= EXERCISE REQUIREMENTS =
Only a number is wanted here: the number of lines of the data that include "this".

= SUPPLIED ENTRIES =
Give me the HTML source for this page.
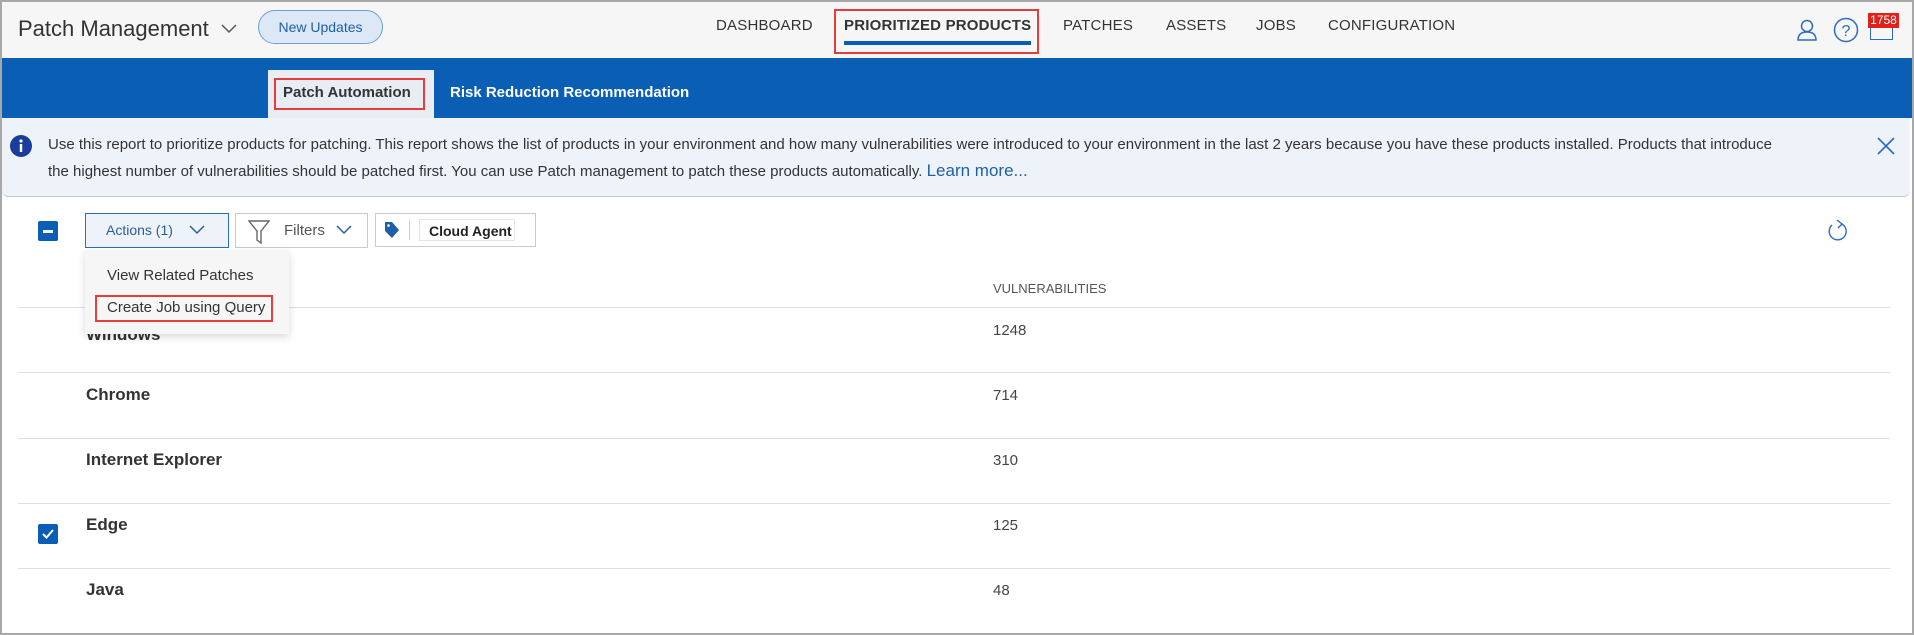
<!DOCTYPE html>
<html><head><meta charset="utf-8"><style>
*{box-sizing:border-box;margin:0;padding:0}
body{width:1914px;height:635px;overflow:hidden;background:#fff;font-family:"Liberation Sans",sans-serif;color:#333;position:relative}
.frame{position:absolute;left:0;top:0;width:1914px;height:635px;border:2px solid #a8a8a8;border-top-width:2px;pointer-events:none;z-index:10}
.abs{position:absolute}
.top{left:0;top:0;width:1914px;height:58px;background:#f6f6f6}
.nav{top:17px;font-size:15px;color:#333;letter-spacing:.2px}
.blue{left:0;top:58px;width:1914px;height:60px;background:#0a5fb4}
.info{left:2px;top:118px;width:1908px;height:79px;background:#eef3fa;border-bottom:1px solid #b9c8dc;border-radius:0 0 6px 6px}
.itxt{left:48px;font-size:15px;color:#333;white-space:nowrap}
.btn{top:213px;height:35px;border:1px solid #c5ccd4;background:#fff;font-size:15px;color:#555}
.row{left:18px;width:1872px;height:1px;background:#dedede}
.nm{left:86px;font-size:17px;font-weight:bold;color:#333}
.num{left:993px;font-size:15px;color:#444}
.red{border:2px solid #e53c3c}
</style></head><body>
<div class="abs top"></div>
<div class="abs" style="left:18px;top:16px;font-size:22px;color:#333">Patch Management</div>
<svg class="abs" style="left:221px;top:24px" width="16" height="10"><path d="M1 1l7 7 7-7" fill="none" stroke="#555" stroke-width="1.5"/></svg>
<div class="abs" style="left:258px;top:10px;width:125px;height:34px;border:1px solid #6f9fd6;background:#dce8f6;border-radius:17px;font-size:14px;color:#1f5fa8;text-align:center;line-height:32px">New Updates</div>
<div class="abs nav" style="left:716px">DASHBOARD</div>
<div class="abs nav" style="left:844px;font-weight:bold">PRIORITIZED PRODUCTS</div>
<div class="abs red" style="left:834px;top:9px;width:205px;height:45px"></div>
<div class="abs" style="left:844px;top:41px;width:187px;height:4px;background:#0a5fb4"></div>
<div class="abs nav" style="left:1063px">PATCHES</div>
<div class="abs nav" style="left:1166px">ASSETS</div>
<div class="abs nav" style="left:1256px">JOBS</div>
<div class="abs nav" style="left:1328px">CONFIGURATION</div>
<svg class="abs" style="left:1795px;top:18px" width="24" height="24"><circle cx="12" cy="8" r="5.5" fill="none" stroke="#2a6cc0" stroke-width="1.5"/><path d="M3 22c0-6 4-8 9-8s9 2 9 8z" fill="none" stroke="#2a6cc0" stroke-width="1.5"/></svg>
<svg class="abs" style="left:1833px;top:17px" width="26" height="26"><circle cx="13" cy="13" r="11.5" fill="none" stroke="#2a6cc0" stroke-width="1.5"/><text x="13" y="19" font-size="16" text-anchor="middle" fill="#2a6cc0" font-family="Liberation Sans">?</text></svg>
<div class="abs" style="left:1870px;top:22px;width:23px;height:18px;border:1.5px solid #2a6cc0"></div>
<div class="abs" style="left:1868px;top:13px;width:31px;height:15px;background:#e0201b;color:#fff;font-size:12px;line-height:15px;text-align:center">1758</div>
<div class="abs blue"></div>
<div class="abs" style="left:268px;top:70px;width:166px;height:48px;background:#e8edf3"></div>
<div class="abs red" style="left:274px;top:78px;width:151px;height:32px"></div>
<div class="abs" style="left:283px;top:84px;font-size:15px;font-weight:bold;color:#333">Patch Automation</div>
<div class="abs" style="left:450px;top:84px;font-size:15px;font-weight:bold;color:#fff">Risk Reduction Recommendation</div>
<div class="abs info"></div>
<svg class="abs" style="left:9px;top:134px" width="24" height="24"><circle cx="12" cy="12" r="11" fill="#1a3c9c"/><circle cx="12" cy="7" r="1.6" fill="#fff"/><rect x="10.8" y="10" width="2.4" height="8" fill="#fff"/></svg>
<div class="abs itxt" style="top:136px">Use this report to prioritize products for patching. This report shows the list of products in your environment and how many vulnerabilities were introduced to your environment in the last 2 years because you have these products installed. Products that introduce</div>
<div class="abs itxt" style="top:161px">the highest number of vulnerabilities should be patched first. You can use Patch management to patch these products automatically. <span style="color:#1f5fa8;font-size:17px">Learn more...</span></div>
<svg class="abs" style="left:1876px;top:136px" width="20" height="20"><path d="M2 2l16 16M18 2L2 18" stroke="#2a6cc0" stroke-width="1.6"/></svg>
<div class="abs" style="left:38px;top:221px;width:20px;height:20px;background:#0a5fb4;border-radius:2px"><div style="position:absolute;left:5px;top:9px;width:10px;height:2.5px;background:#fff"></div></div>
<div class="abs btn" style="left:85px;width:144px;background:#eef3fa;border-color:#2a6cc0;padding:8px 0 0 20px;color:#2a5d9c;font-size:14px">Actions (1)</div>
<svg class="abs" style="left:189px;top:225px" width="16" height="10"><path d="M1 1l7 7 7-7" fill="none" stroke="#2a5d9c" stroke-width="1.5"/></svg>
<div class="abs btn" style="left:235px;width:133px;padding:8px 0 0 48px">Filters</div>
<svg class="abs" style="left:248px;top:219px" width="22" height="26"><path d="M1 2h20l-8 10v12l-4-3v-9z" fill="none" stroke="#666" stroke-width="1.4"/></svg>
<svg class="abs" style="left:336px;top:225px" width="16" height="10"><path d="M1 1l7 7 7-7" fill="none" stroke="#2a5d9c" stroke-width="1.5"/></svg>
<div class="abs btn" style="left:375px;width:161px;height:34px"></div>
<svg class="abs" style="left:384px;top:221px" width="16" height="18"><path d="M1 1h7l7 8-7 8-7-7z" fill="#1f5fa8"/><circle cx="4.5" cy="4.5" r="1.3" fill="#fff"/></svg>
<div class="abs" style="left:409px;top:220px;width:1px;height:20px;background:#ccc"></div>
<div class="abs" style="left:419px;top:219px;width:96px;height:22px;border:1px solid #e4e4e4;font-size:14px;font-weight:bold;color:#222;padding:3px 0 0 9px">Cloud Agent</div>
<svg class="abs" style="left:1825px;top:217px" width="24" height="28"><path d="M17 7a8.5 8.5 0 1 1-10 1" fill="none" stroke="#2a6cc0" stroke-width="1.4"/><path d="M12 3l5 4-4 4" fill="none" stroke="#2a6cc0" stroke-width="1.4"/></svg>
<div class="abs" style="left:993px;top:281px;font-size:13px;color:#555">VULNERABILITIES</div>
<div class="abs row" style="top:307px"></div>
<div class="abs row" style="top:372px"></div>
<div class="abs row" style="top:438px"></div>
<div class="abs row" style="top:503px"></div>
<div class="abs row" style="top:568px"></div>
<div class="abs nm" style="top:325px;overflow:hidden;height:16px">Windows</div>
<div class="abs num" style="top:322px">1248</div>
<div class="abs nm" style="top:385px">Chrome</div>
<div class="abs num" style="top:387px">714</div>
<div class="abs nm" style="top:450px">Internet Explorer</div>
<div class="abs num" style="top:452px">310</div>
<div class="abs nm" style="top:515px">Edge</div>
<div class="abs num" style="top:517px">125</div>
<div class="abs" style="left:38px;top:524px;width:20px;height:20px;background:#0a5fb4;border-radius:2px"></div>
<svg class="abs" style="left:38px;top:524px" width="20" height="20"><path d="M5 10l3.5 3.5L15 6" fill="none" stroke="#fff" stroke-width="2"/></svg>
<div class="abs nm" style="top:580px">Java</div>
<div class="abs num" style="top:582px">48</div>
<div class="abs" style="left:85px;top:250px;width:204px;height:84px;background:#f6f6f6;box-shadow:0 3px 8px rgba(0,0,0,.15)"></div>
<div class="abs" style="left:107px;top:267px;font-size:15px;color:#333">View Related Patches</div>
<div class="abs red" style="left:95px;top:295px;width:178px;height:27px"></div>
<div class="abs" style="left:107px;top:299px;font-size:15px;color:#333">Create Job using Query</div>
<div class="frame"></div>
</body></html>
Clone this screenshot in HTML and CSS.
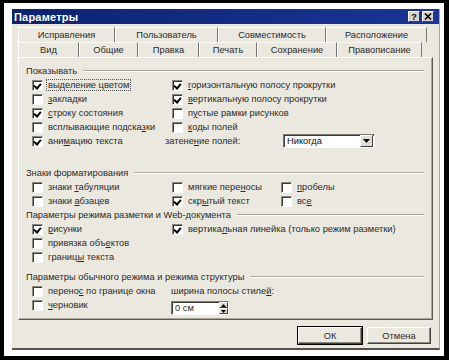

= THE OUTPUT =
3